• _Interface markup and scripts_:

——————————

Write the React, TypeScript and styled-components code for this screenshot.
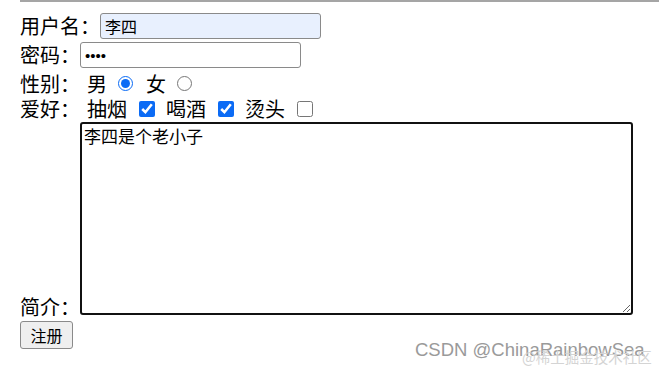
import { useEffect, useRef } from 'react';
import styled, { createGlobalStyle } from 'styled-components';

const GlobalStyle = createGlobalStyle`
  html, body {
    margin: 0;
    padding: 0;
    background: #fff;
  }
  body {
    font-family: 'Noto Sans CJK SC', 'Noto Sans', sans-serif;
    color: #000;
  }
`;

const Page = styled.div`
  position: relative;
  width: 659px;
  height: 366px;
  overflow: hidden;
`;

const Rule = styled.div`
  height: 2px;
  margin-left: 20px;
  background: #a5a5a5;
`;

const Form = styled.form`
  display: flex;
  flex-direction: column;
  padding-left: 20px;
  margin-top: 10px;
`;

const Row = styled.div<{ h: number; top?: number; bottom?: boolean }>`
  display: flex;
  align-items: ${props => (props.bottom ? 'flex-end' : 'center')};
  height: ${props => props.h}px;
  margin-top: ${props => props.top || 0}px;
`;

const Label = styled.span`
  font-size: 20px;
  line-height: 22px;
  white-space: nowrap;
`;

const Option = styled.span<{ gap?: number }>`
  font-size: 20px;
  line-height: 22px;
  margin-left: ${props => props.gap || 0}px;
`;

const TextInput = styled.input`
  box-sizing: border-box;
  width: 221px;
  height: 26px;
  margin: 0;
  padding: 1px 4px;
  font-family: 'Noto Sans CJK SC', sans-serif;
  font-size: 16px;
  background: #e8f0fe;
  border: 1px solid #8a8a8a;
  border-radius: 3px;
  outline: none;
`;

const Password = styled(TextInput)`
  font-family: 'Liberation Sans', Arial, sans-serif;
  font-size: 15px;
  background: #fff;
`;

const Radio = styled.input`
  width: 15px;
  height: 15px;
  margin: 0 13px 0 11px;
  accent-color: #0b6bf5;
`;

const Check = styled.input`
  width: 16px;
  height: 16px;
  margin: 0 11px 0 12px;
  accent-color: #0b6bf5;
`;

const Intro = styled(Label)`
  margin-bottom: -3px;
`;

const TextArea = styled.textarea`
  box-sizing: border-box;
  width: 553px;
  height: 193px;
  margin: 0;
  padding: 1px 2px;
  font-family: 'Noto Sans CJK SC', sans-serif;
  font-size: 17px;
  line-height: 22px;
  color: #000;
  caret-color: #000;
  border: 2px solid #111;
  border-radius: 3px;
  outline: none;
  resize: both;
`;

const Button = styled.button`
  box-sizing: border-box;
  width: 53px;
  height: 28px;
  padding: 0;
  font-family: 'Noto Sans CJK SC', sans-serif;
  font-size: 16px;
  color: #000;
  background: #efefef;
  border: 1px solid #8a8a8a;
  border-radius: 3px;
`;

const Watermark = styled.div`
  position: absolute;
  left: 415px;
  top: 339px;
  font-family: 'Liberation Sans', Arial, sans-serif;
  font-size: 18.5px;
  color: #9a9a9a;
  white-space: nowrap;
`;

const WatermarkSub = styled.div`
  position: absolute;
  left: 522px;
  top: 346px;
  font-family: 'Noto Sans CJK SC', sans-serif;
  font-size: 14.5px;
  color: #d4d4d4;
  white-space: nowrap;
`;

const intro = '李四是个老小子';

const App = () => {
  const areaRef = useRef<HTMLTextAreaElement>(null);

  useEffect(() => {
    const el = areaRef.current;
    if (el) {
      el.focus();
      el.setSelectionRange(intro.length, intro.length);
    }
  }, []);

  return (
    <Page>
      <GlobalStyle />
      <Rule />
      <Form onSubmit={e => e.preventDefault()}>
        <Row h={28}>
          <Label>用户名：</Label>
          <TextInput type="text" defaultValue="李四" />
        </Row>
        <Row h={30}>
          <Label>密码：</Label>
          <Password type="password" defaultValue="1234" />
        </Row>
        <Row h={27}>
          <Label>性别：</Label>
          <Option gap={7}>男</Option>
          <Radio type="radio" name="sex" defaultChecked />
          <Option>女</Option>
          <Radio type="radio" name="sex" />
        </Row>
        <Row h={24}>
          <Label>爱好：</Label>
          <Option gap={7}>抽烟</Option>
          <Check type="checkbox" defaultChecked />
          <Option>喝酒</Option>
          <Check type="checkbox" defaultChecked />
          <Option>烫头</Option>
          <Check type="checkbox" />
        </Row>
        <Row h={193} top={1} bottom>
          <Intro>简介：</Intro>
          <TextArea ref={areaRef} defaultValue={intro} />
        </Row>
        <Row h={28} top={6}>
          <Button type="submit">注册</Button>
        </Row>
      </Form>
      <Watermark>CSDN @ChinaRainbowSea</Watermark>
      <WatermarkSub>@稀土掘金技术社区</WatermarkSub>
    </Page>
  );
};

export default App;
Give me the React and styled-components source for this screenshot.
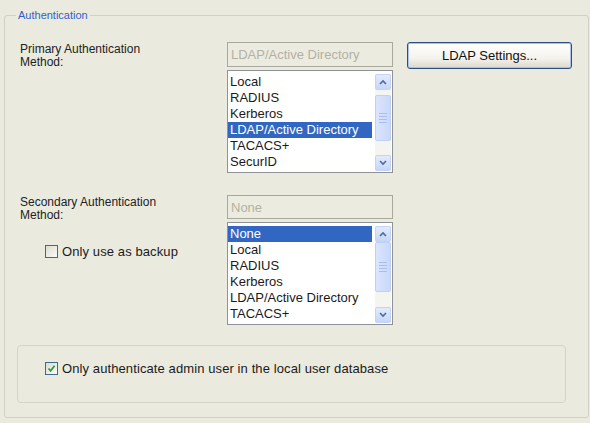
import React from 'react'
import styled, { createGlobalStyle } from 'styled-components'

const GlobalStyle = createGlobalStyle`
  html, body {
    margin: 0;
    padding: 0;
    background: #ebeadf;
  }
  body {
    font-family: "Liberation Sans", Arial, sans-serif;
    color: #111;
  }
`

const Page = styled.div`
  width: 590px;
  height: 423px;
  box-sizing: border-box;
  padding: 9px 2px 0 4px;
  background: #ebeadf;
`

const GroupBox = styled.fieldset`
  margin: 0;
  width: 585px;
  box-sizing: border-box;
  border: 1px solid #d3d1c3;
  border-radius: 3px;
  padding: 20px 12px 14px 12px;
  min-width: 0;
`

const Legend = styled.legend`
  margin-left: -1px;
  padding: 0 2px;
  font-size: 11px;
  line-height: 13px;
  color: #2f62cc;
`

const Row = styled.div`
  display: flex;
  align-items: flex-start;
  margin-top: ${(p) => p.$top || 0}px;
`

const LabelColumn = styled.div`
  width: 210px;
  flex: none;
  padding-left: 3px;
  box-sizing: border-box;
`

const FieldLabel = styled.div`
  padding-top: 1px;
  font-size: 12px;
  line-height: 13px;
  color: #222;
`

const ComboColumn = styled.div`
  width: 166px;
  flex: none;
  display: flex;
  flex-direction: column;
  gap: 3px;
`

const DisabledField = styled.div`
  height: ${(p) => p.$height}px;
  box-sizing: border-box;
  border: 1px solid #a9a89c;
  background: #ecebe0;
  color: #b3b1a3;
  font-size: 13px;
  padding: 0 3px;
  display: flex;
  align-items: center;
`

const ListBox = styled.div`
  height: 103px;
  box-sizing: border-box;
  border: 1px solid #8f9397;
  background: #fff;
  display: flex;
  padding: 3px 1px 1px 0;
`

const Items = styled.div`
  flex: 1;
  overflow: hidden;
  margin-right: 3px;
`

const Item = styled.div`
  height: 16px;
  line-height: 16px;
  font-size: 13px;
  padding-left: 2px;
  white-space: nowrap;
  color: ${(p) => (p.$selected ? '#fff' : '#1a1a1a')};
  background: ${(p) => (p.$selected ? '#3167c2' : 'transparent')};
`

const ScrollBar = styled.div`
  width: 16px;
  flex: none;
  display: flex;
  flex-direction: column;
  background: #f4f4f0;
`

const ScrollButton = styled.div`
  height: 16px;
  box-sizing: border-box;
  border: 1px solid #c3d3f7;
  border-radius: 2px;
  background: linear-gradient(#e3ebfd, #c6d6fb);
  display: flex;
  align-items: center;
  justify-content: center;
`

const Track = styled.div`
  flex: 1;
  position: relative;
`

const Thumb = styled.div`
  position: absolute;
  left: 0;
  right: 0;
  box-sizing: border-box;
  border: 1px solid #c0d0f5;
  border-radius: 2px;
  background: linear-gradient(90deg, #dbe5fd, #c9d8fb);
  display: flex;
  flex-direction: column;
  align-items: center;
  justify-content: center;
  gap: 2px;
`

const Grip = styled.div`
  width: 8px;
  height: 1px;
  background: #a9bdf0;
`

const SettingsButton = styled.button`
  margin-left: 14px;
  width: 165px;
  height: 27px;
  border: 1px solid #2b4f7e;
  border-radius: 3px;
  box-shadow: inset 0 0 0 1px #a9c2ea;
  background: linear-gradient(#ffffff 0%, #f4f3ee 60%, #dcd9cc 100%);
  font-family: "Liberation Sans", Arial, sans-serif;
  font-size: 13px;
  color: #111;
  padding: 0;
`

const CheckRow = styled.label`
  display: flex;
  align-items: center;
  gap: 4px;
  margin: ${(p) => p.$margin};
  font-size: 13px;
  letter-spacing: 0.1px;
  color: #1a1a1a;
`

const Box = styled.span`
  width: 13px;
  height: 13px;
  flex: none;
  box-sizing: border-box;
  border: 1px solid #3d6a8e;
  background: linear-gradient(135deg, #dcdcd4, #fbfbf8);
  display: flex;
  align-items: center;
  justify-content: center;
`

const InnerBox = styled.div`
  margin-top: 20px;
  height: 58px;
  width: 549px;
  box-sizing: border-box;
  border: 1px solid #d6d4c7;
  border-radius: 4px;
  padding: 15px 0 0 27px;
`

const Arrow = ({ up }) => (
  <svg width="8" height="6" viewBox="0 0 8 6">
    <path
      d={up ? 'M1 5 L4 2 L7 5' : 'M1 1 L4 4 L7 1'}
      fill="none"
      stroke="#4d6a9e"
      strokeWidth="1.6"
    />
  </svg>
)

const List = ({ items, selected, thumbTop, thumbHeight }) => (
  <ListBox>
    <Items>
      {items.map((it) => (
        <Item key={it} $selected={it === selected}>
          {it}
        </Item>
      ))}
    </Items>
    <ScrollBar>
      <ScrollButton>
        <Arrow up />
      </ScrollButton>
      <Track>
        <Thumb style={{ top: thumbTop, height: thumbHeight }}>
          <Grip />
          <Grip />
          <Grip />
          <Grip />
        </Thumb>
      </Track>
      <ScrollButton>
        <Arrow />
      </ScrollButton>
    </ScrollBar>
  </ListBox>
)

const CheckBox = ({ checked, children, margin }) => (
  <CheckRow $margin={margin}>
    <Box>
      {checked && (
        <svg width="9" height="9" viewBox="0 0 9 9">
          <path d="M1.5 4.5 L3.6 6.8 L7.6 1.8" fill="none" stroke="#2aa13a" strokeWidth="1.8" />
        </svg>
      )}
    </Box>
    {children}
  </CheckRow>
)

const primaryItems = ['Local', 'RADIUS', 'Kerberos', 'LDAP/Active Directory', 'TACACS+', 'SecurID']
const secondaryItems = ['None', 'Local', 'RADIUS', 'Kerberos', 'LDAP/Active Directory', 'TACACS+']

const App = () => (
  <Page>
    <GlobalStyle />
    <GroupBox>
      <Legend>Authentication</Legend>
      <Row>
        <LabelColumn>
          <FieldLabel>
            Primary Authentication
            <br />
            Method:
          </FieldLabel>
        </LabelColumn>
        <ComboColumn>
          <DisabledField $height={25}>LDAP/Active Directory</DisabledField>
          <List items={primaryItems} selected="LDAP/Active Directory" thumbTop={5} thumbHeight={46} />
        </ComboColumn>
        <SettingsButton>LDAP Settings...</SettingsButton>
      </Row>
      <Row $top={22}>
        <LabelColumn>
          <FieldLabel>
            Secondary Authentication
            <br />
            Method:
          </FieldLabel>
          <CheckBox margin="22px 0 0 25px">Only use as backup</CheckBox>
        </LabelColumn>
        <ComboColumn>
          <DisabledField $height={24}>None</DisabledField>
          <List items={secondaryItems} selected="None" thumbTop={0} thumbHeight={50} />
        </ComboColumn>
      </Row>
      <InnerBox>
        <CheckBox checked margin="0">
          Only authenticate admin user in the local user database
        </CheckBox>
      </InnerBox>
    </GroupBox>
  </Page>
)

export default App
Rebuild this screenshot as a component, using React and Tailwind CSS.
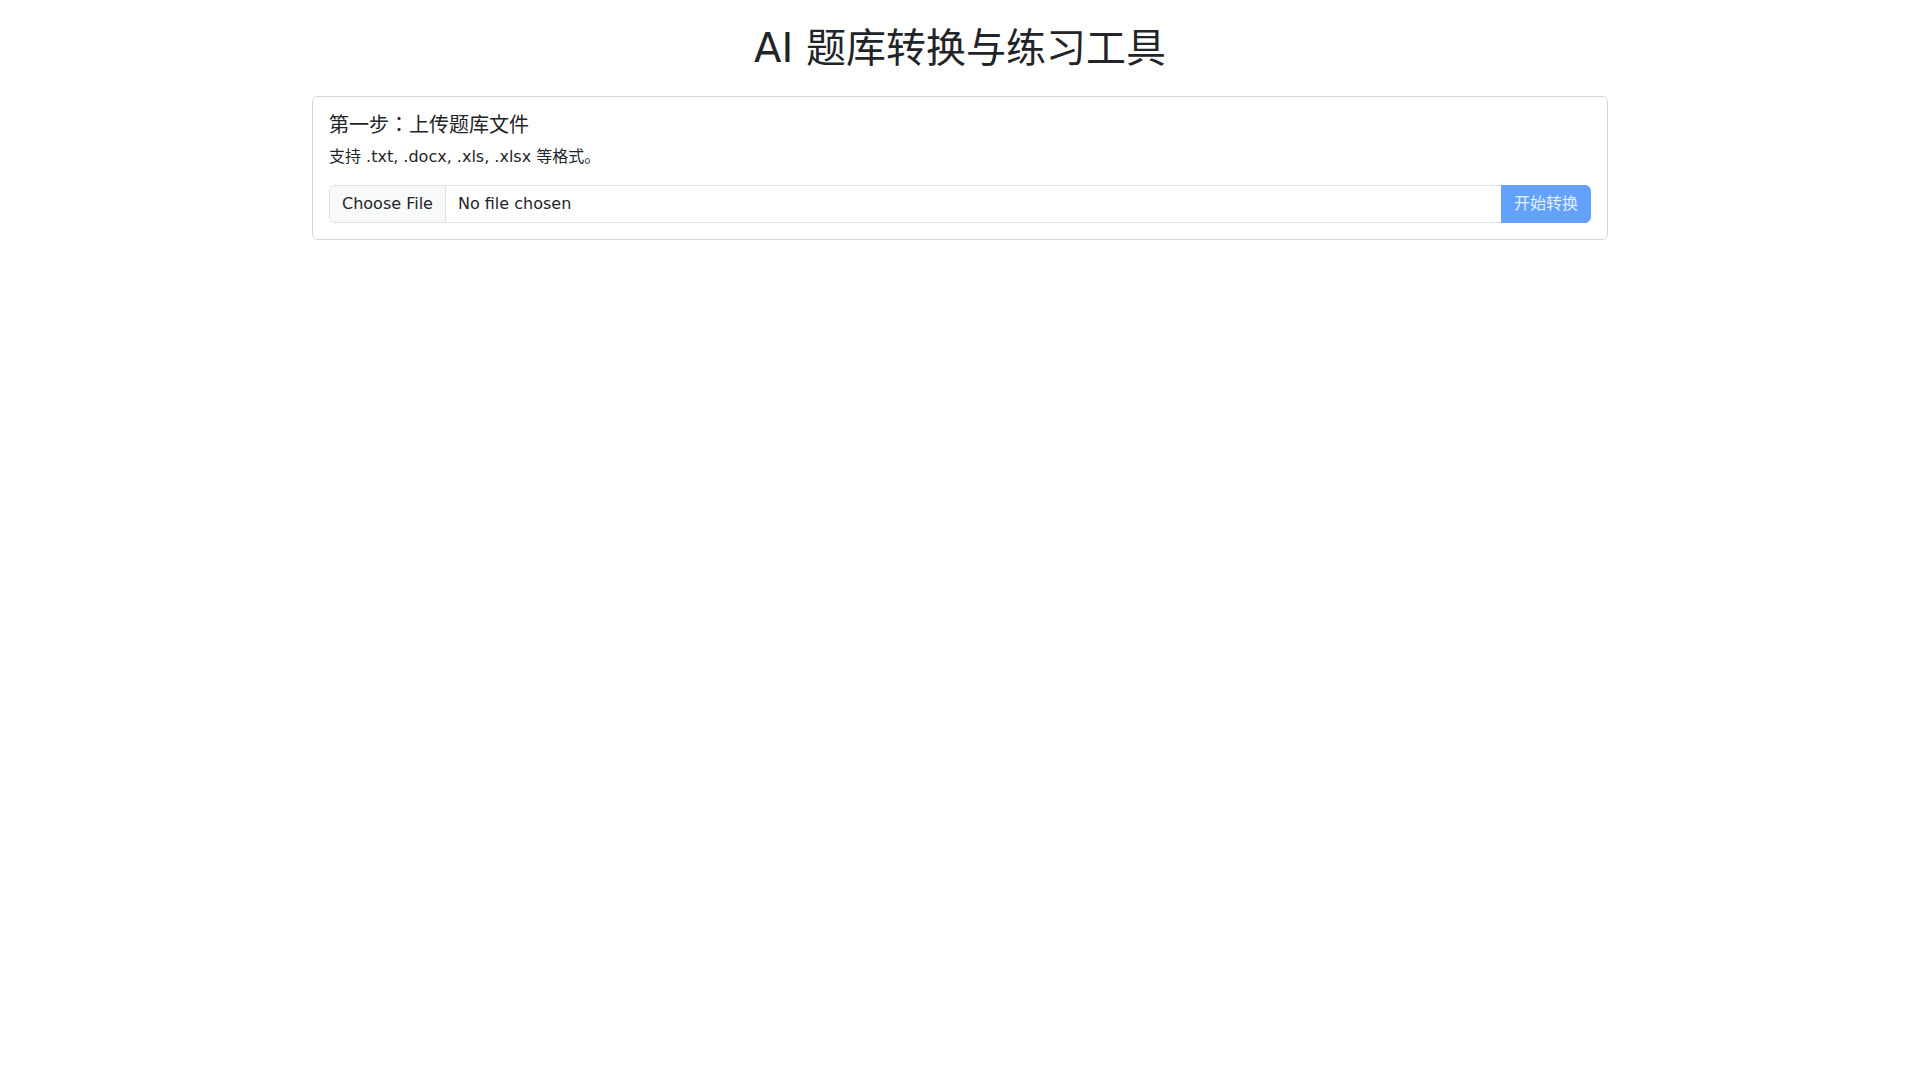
export default function App() {
    return (
        <div className="min-h-screen bg-white text-[#212529] font-['DejaVu_Sans','Noto_Sans_CJK_JP',sans-serif]">
            <div className="w-[1320px] mx-auto px-3 pt-6">
                <h1 className="text-center text-[40px] leading-[1.2] font-normal mb-6">AI 题库转换与练习工具</h1>
                <div className="border border-[#d3d4d5] rounded-[6px]">
                    <div className="p-4">
                        <h5 className="text-[20px] leading-[1.2] font-normal mb-2">第一步：上传题库文件</h5>
                        <p className="text-base leading-6 mb-4">支持 .txt, .docx, .xls, .xlsx 等格式。</p>
                        <div className="flex h-[38px]">
                            <div className="flex-1 flex items-stretch border border-[#dee2e6] rounded-l-[6px] overflow-hidden text-base leading-6">
                                <span className="flex items-center px-3 bg-[#f8f9fa] border-r border-[#dee2e6]">Choose File</span>
                                <span className="flex items-center pl-3">No file chosen</span>
                            </div>
                            <button className="px-3 bg-[#62a1fe] border border-[#62a1fe] text-[#ffffffd9] text-base leading-6 rounded-r-[6px] -ml-px" disabled>开始转换</button>
                        </div>
                    </div>
                </div>
            </div>
        </div>
    );
}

——————————

• _THE PROBLEM_:
Pick out and copy every line that contains the word "this".

• _WRITTEN ANSWER_:
Write the React, TypeScript and styled-components code for this screenshot.
Give me the React and styled-components source for this screenshot.
Rebuild this screenshot as a component, using React and Tailwind CSS.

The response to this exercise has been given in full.